Moving this to ASSIGNED so it doesn't keep showing up as NEW.
Has there been any work on this? We're running into it. Thanks, J
Oleg, I think this should be fixed with 3.10-rc1, correct? With the following commits? dc7ee2aac830e5423f41de87d50441f138f648da coredump: change wait_for_dump_helpers() to use wait_event_interruptible() 079148b919d0c58b796f9ae98bdb53028dbcd5e7 coredump: factor out the setting of PF_DUMPCORE 528f827ee0bb508af5c9466562f474675540473e coredump: introduce dump_interrupted() acdedd99b0f3bff9b4bb2103a6b1268c03d1f963 coredump: sanitize the setting of signal->group_exit_code 6cd8f0acae3420afce37bf51a9ff8c2c20342af5 coredump: ensure that SIGKILL always kills the dumping thread 403bad72b67d8b3f5a0240af5023adfa48132a65 coredump: only SIGKILL should interrupt the coredumping task
Yes. See also https://bugzilla.redhat.com/show_bug.cgi?id=773215#c10 We do not need all these commits if we only want to protect the coredumping from non-SIGKILL signals. Probably this bug should bug can be closed? (I'll backport these changes for rhel).

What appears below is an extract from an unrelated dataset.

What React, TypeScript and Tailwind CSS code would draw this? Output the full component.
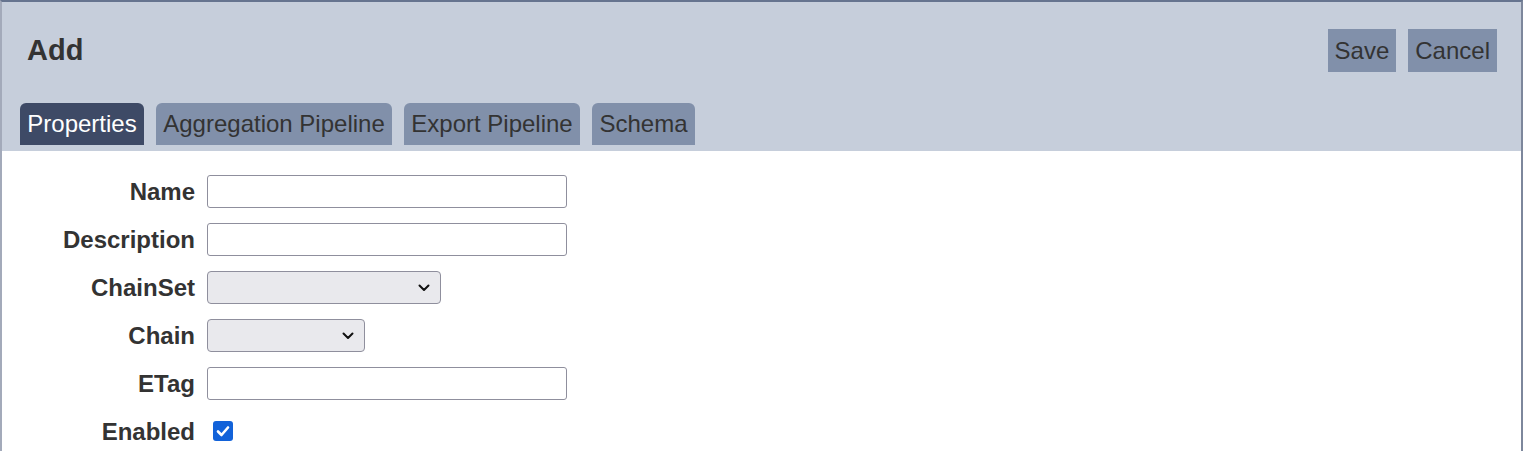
import React from "react";

const Chevron = () => (
  <svg width="12" height="8" viewBox="0 0 12 8" className="absolute right-[10px] top-1/2 -translate-y-1/2">
    <path d="M1.5 1.5 L6 6 L10.5 1.5" fill="none" stroke="#111" strokeWidth="2" strokeLinecap="round" strokeLinejoin="round" />
  </svg>
);

const Row = ({ label, children }: { label: string; children: React.ReactNode }) => (
  <div className="flex items-center h-[33px]">
    <div className="w-[193px] text-right font-bold text-[24px] text-[#333]">{label}</div>
    <div className="ml-[12px] flex items-center">{children}</div>
  </div>
);

const TextInput = () => (
  <div className="w-[360px] h-[33px] border border-[#8f8f9d] rounded-[3px] bg-white" />
);

const Select = ({ w }: { w: string }) => (
  <div className={`relative h-[33px] border border-[#8f8f9d] rounded-[4px] bg-[#e9e9ed] ${w}`}>
    <Chevron />
  </div>
);

export default function App() {
  const tabs = [
    { t: "Properties", w: "w-[124px]" },
    { t: "Aggregation Pipeline", w: "w-[236px]" },
    { t: "Export Pipeline", w: "w-[176px]" },
    { t: "Schema", w: "w-[103px]" },
  ];
  return (
    <div
      className="w-[1523px] h-[451px] overflow-hidden bg-white border-t-2 border-l-2 border-r-2 border-t-[#66748f] border-l-[#a3aaba] border-r-[#7d879c] text-[#333]"
      style={{ fontFamily: '"Liberation Sans", Arial, sans-serif' }}
    >
      <div className="bg-[#c6cedb] h-[149px] flex flex-col">
        <div className="flex items-center justify-between pt-[27px] pl-[25px] pr-[24px]">
          <div className="font-bold text-[29px] leading-[43px] text-[#333]">Add</div>
          <div className="flex gap-[12px]">
            <div className="h-[43px] px-[7px] flex items-center bg-[#8190aa] text-[24px] text-[#333]">Save</div>
            <div className="h-[43px] px-[7px] flex items-center bg-[#8190aa] text-[24px] text-[#333]">Cancel</div>
          </div>
        </div>
        <div className="flex gap-[12px] pl-[18px] mt-[31px]">
          {tabs.map((x, i) => (
            <div
              key={x.t}
              className={
                i === 0
                  ? `${x.w} h-[42px] flex items-center justify-center rounded-t-[6px] bg-[#3e4a66] text-white text-[24px]`
                  : `${x.w} h-[42px] flex items-center justify-center rounded-t-[6px] bg-[#8190aa] text-[#333] text-[24px]`
              }
            >
              {x.t}
            </div>
          ))}
        </div>
      </div>
      <div className="flex flex-col gap-[15px] pt-[24px]">
        <Row label="Name">
          <TextInput />
        </Row>
        <Row label="Description">
          <TextInput />
        </Row>
        <Row label="ChainSet">
          <Select w="w-[234px]" />
        </Row>
        <Row label="Chain">
          <Select w="w-[158px]" />
        </Row>
        <Row label="ETag">
          <TextInput />
        </Row>
        <Row label="Enabled">
          <div className="ml-[6px] -mt-[2px] w-[20px] h-[20px] rounded-[3px] bg-[#1262d9] flex items-center justify-center">
            <svg width="14" height="12" viewBox="0 0 14 12">
              <path d="M2 6.5 L5.5 10 L12 2.5" fill="none" stroke="white" strokeWidth="2.6" strokeLinecap="round" strokeLinejoin="round" />
            </svg>
          </div>
        </Row>
      </div>
    </div>
  );
}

(In reply to comment #39) > Yes. > > See also https://bugzilla.redhat.com/show_bug.cgi?id=773215#c10 > > We do not need all these commits if we only want to protect the > coredumping from non-SIGKILL signals. We have them all in rawhide because we just follow Linus' tree ;). > Probably this bug should bug can be closed? (I'll backport these > changes for rhel). Yep, agreed. Thanks!